My answering machine is and was my friend. Messages work both ways. My machine gives a message to the caller. The caller leaves a message for me. I learned about my first book contract when I returned from shopping and had this message. "This is your agent Jeff. When do you check your email? I've been trying for days to let you know we have an offer from Berkley for three books with a nice advance. Call me at ### ### ####." (I now check email at least once a day.)

Another great message was "This is Melanie Howard with Harland Howard Music. I listened to your demo, and we want to put a hold on one of your songs. Call me at ### ### ####."

Both of those calls came on days when I'd become so discouraged that I was considering giving up writing.

Merriam Webster's Collegiate Dictionary defines the noun "message'' as a "communication by writing, by speech, or by symbols." By that definition, all of the Sleuthsayers are involved in messages each time we write a story, novel, essay, poem or song.

Some of us grew up dreaming of writing the Great American Novel. I was one of those kids, but I don't think some cozy-like Callie Parrish mysteries and a southern thriller quite fill the bill. However, I've been thinking this week about messages, and a writer doesn't have to write the Great American Novel to leave a message. In fact, it's not even necessary to write a novel.
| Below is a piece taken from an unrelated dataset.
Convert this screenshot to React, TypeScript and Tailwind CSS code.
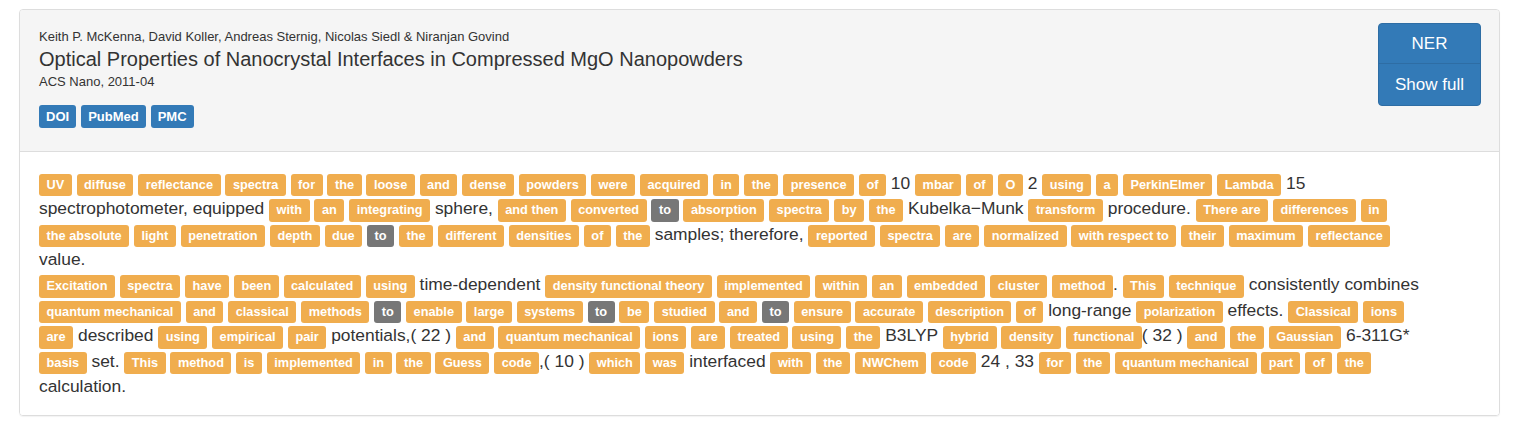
import React from 'react';

type Tok = { k: 'w' | 'd' | 't'; s: string };

// w = warning label, d = default (grey) label, t = plain text
const parse = (src: string): Tok[] => {
  const out: Tok[] = [];
  const re = /\[([^\]]+)\]|\{([^}]+)\}|([^[{]+)/g;
  let m: RegExpExecArray | null;
  while ((m = re.exec(src))) {
    if (m[1]) out.push({ k: 'w', s: m[1] });
    else if (m[2]) out.push({ k: 'd', s: m[2] });
    else out.push({ k: 't', s: m[3] });
  }
  return out;
};

const para1 =
  '[UV] [diffuse] [reflectance] [spectra] [for] [the] [loose] [and] [dense] [powders] [were] [acquired] [in] [the] [presence] [of] 10 [mbar] [of] [O] 2 [using] [a] [PerkinElmer] [Lambda] 15 spectrophotometer, equipped [with] [an] [integrating] sphere, [and then] [converted] {to} [absorption] [spectra] [by] [the] Kubelka−Munk [transform] procedure. [There are] [differences] [in] [the absolute] [light] [penetration] [depth] [due] {to} [the] [different] [densities] [of] [the] samples; therefore, [reported] [spectra] [are] [normalized] [with respect to] [their] [maximum] [reflectance] value.';

const para2 =
  '[Excitation] [spectra] [have] [been] [calculated] [using] time-dependent [density functional theory] [implemented] [within] [an] [embedded] [cluster] [method]. [This] [technique] consistently combines [quantum mechanical] [and] [classical] [methods] {to} [enable] [large] [systems] {to} [be] [studied] [and] {to} [ensure] [accurate] [description] [of] long-range [polarization] effects. [Classical] [ions] [are] described [using] [empirical] [pair] potentials,( 22 ) [and] [quantum mechanical] [ions] [are] [treated] [using] [the] B3LYP [hybrid] [density] [functional]( 32 ) [and] [the] [Gaussian] 6-311G* [basis] set. [This] [method] [is] [implemented] [in] [the] [Guess] [code],( 10 ) [which] [was] interfaced [with] [the] [NWChem] [code] 24 , 33 [for] [the] [quantum mechanical] [part] [of] [the] calculation.';

const Para = ({ src }: { src: string }) => (
  <div>
    {parse(src).map((t, i) =>
      t.k === 't' ? (
        <React.Fragment key={i}>{t.s}</React.Fragment>
      ) : (
        <span
          key={i}
          className={`inline-block rounded-[3px] px-[7.5px] pt-[4px] pb-[5px] text-[12.75px] font-bold leading-[13.5px] text-white ${
            t.k === 'w' ? 'bg-[#f0ad4e]' : 'bg-[#777777]'
          }`}
        >
          {t.s}
        </span>
      )
    )}
  </div>
);

const App: React.FC = () => {
  return (
    <div className="min-h-screen bg-white pt-[9px] pl-[19px] font-['Liberation_Sans',Arial,sans-serif] text-[#333333]">
      <div className="w-[1481px] overflow-hidden rounded-[4px] border border-[#dddddd] shadow-[0_1px_1px_rgba(0,0,0,0.05)]">
        <div className="flex justify-between border-b border-[#dddddd] bg-[#f5f5f5] pl-[19px] pr-[18px] pt-[13px] pb-[23px]">
          <div className="pt-[5px]">
            <div className="text-[13px] leading-[18px]">
              Keith P. McKenna, David Koller, Andreas Sternig, Nicolas Siedl &amp; Niranjan Govind
            </div>
            <div className="text-[20px] leading-[26px]">
              Optical Properties of Nanocrystal Interfaces in Compressed MgO Nanopowders
            </div>
            <div className="mt-[1px] text-[13px] leading-[18px]">ACS Nano, 2011-04</div>
            <div className="mt-[14px] flex gap-[5px]">
              {['DOI', 'PubMed', 'PMC'].map((b) => (
                <span
                  key={b}
                  className="rounded-[3px] bg-[#337ab7] px-[7px] pt-[4.5px] pb-[5px] text-[13px] font-bold leading-[13px] text-white"
                >
                  {b}
                </span>
              ))}
            </div>
          </div>
          <div className="flex h-[83px] w-[103px] flex-col overflow-hidden rounded-[4px] border border-[#2e6da4] bg-[#337ab7] text-[17px] text-white">
            <div className="flex h-[40px] items-center justify-center border-b border-[#2e6da4]">NER</div>
            <div className="flex flex-1 items-center justify-center">Show full</div>
          </div>
        </div>
        <div className="bg-white pl-[19px] pt-[19px] pb-[16px]">
          <div className="w-[1396px] text-[17.4px] leading-[25px]">
            <Para src={para1} />
            <Para src={para2} />
          </div>
        </div>
      </div>
    </div>
  );
};

export default App;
Think of the timeless messages in Guy de Maupassant's short story "The Necklace" or O Henry's "Gift of the Magi," and for Christians, the message in "Amazing Grace." Though much less global, I'm leaving a message every time a reader "falls into" what I've written or laughs at Callie and Jane.

My wish for all Sleuthsayers and readers for 2012 is that we leave memorable messages.

Until we meet again… take care of YOU.